I was ready to hit the sack for a few hours before work, when I remembered to check out a hunch. Digging through the pile of antlers in my den, I found the two right-side sheds from the buck I'd let walk the last day of the 2007 season. Without question, this was the same deer.
While I'm not particularly score-conscious, I am captivated with antler development. So I quickly ran a tape over my latest buck's rack, and then did the same with his sheds. This particular Cornhusker buck had progressed from approximately 96 inches gross as a 2½-year-old to 113 inches the following year.
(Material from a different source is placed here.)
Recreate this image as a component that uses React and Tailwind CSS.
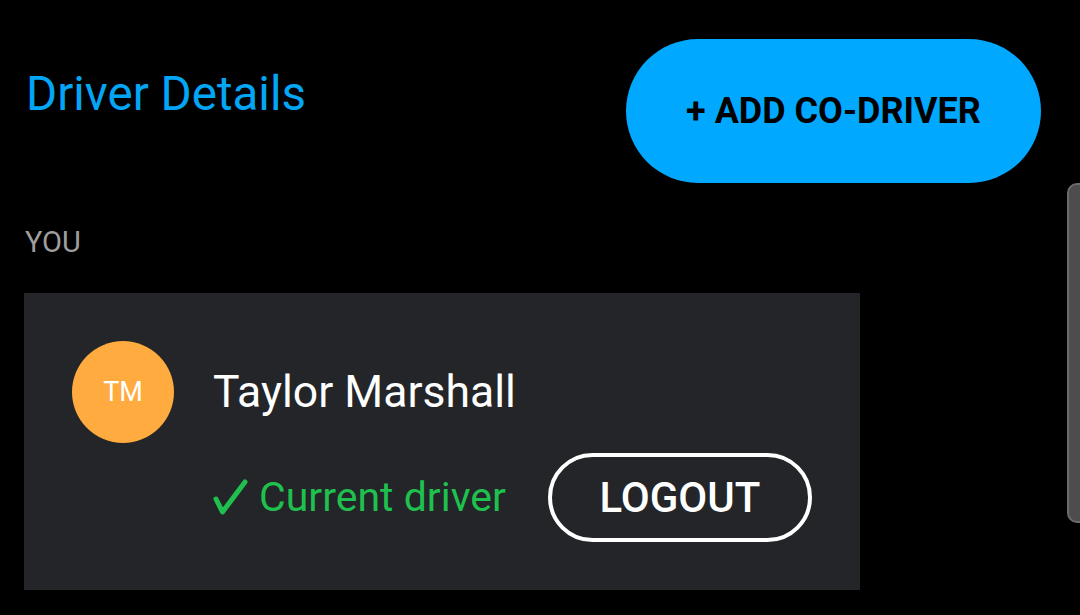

Then he made a quantum leap to 139 inches as the fresh-out-of-velvet, prickly-beamed 4½-year-old stud I had just arrowed.
In the heady days that followed my success, I enjoyed the incredulous comments from acquaintances who shook their heads at my taking of such a buck on the third day of the season -- with the thermometer reading 83 degrees, and a full moon, no less. I've always figured the bucks have to be somewhere, and as long as I'm in the field, good things can happen. Besides, you never know when you might see an old familiar face.
The author and his family live in Fremont, Nebraska. He teaches at the local high school and writes a weekly outdoor column for the Fremont Tribune.
Author's Notes: My equipment included a 64-inch Pronghorn takedown longbow at 55 lbs. draw weight, Easton XX75 Classic shafts, and Wensel Woodsman broadheads My clothing was from Sitka Gear, and my binoculars were Zeiss Conquest 8x30s.